Mais malgré leurs performances, les procédés laser sont techniquement exigeants. Les interactions complexes entre le laser et le matériau rendent le processus sensible aux moindres écarts – que ce soit dans la nature du matériau ou dans les réglages des paramètres du laser. Même de faibles variations peuvent entraîner des erreurs dans la production.
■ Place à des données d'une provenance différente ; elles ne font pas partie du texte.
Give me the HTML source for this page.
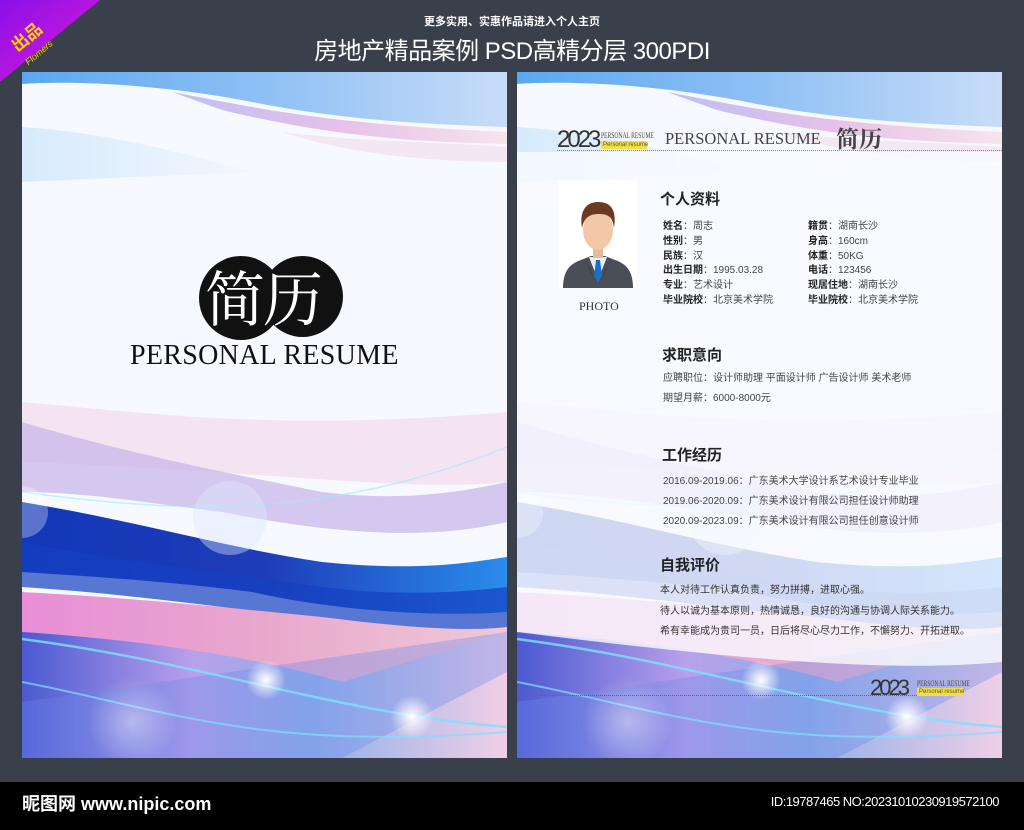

« Pour que les processus basés sur le laser puissent être utilisés de manière flexible et obtenir des résultats cohérents, nous travaillons à une meilleure compréhension, à la surveillance et au contrôle des processus basés sur le laser », explique Elia Iseli, chef de groupe de recherche dans le département « Advanced Materials Processing » de l’Empa à Thoune. Tout à fait en accord avec ces principes, Giulio Masinelli et Chang Rajani, deux chercheurs du groupe, veulent rendre les procédés de production basés sur le laser moins chers, plus efficaces et plus accessibles – grâce à l’apprentissage automatique.
Vaporiser ou fondre ?
Les deux chercheurs se sont d’abord attaqués à la fabrication additive, c’est-à-dire à l’impression 3D de métaux par laser. Ce procédé, appelé techniquement « Powder Bed Fusion » (PBF), fonctionne un peu différemment de l’impression 3D traditionnelle. De fines couches de poudre de métal sont fondues au laser aux endroits précis, de sorte que la pièce finie est « soudée » au fur et à mesure.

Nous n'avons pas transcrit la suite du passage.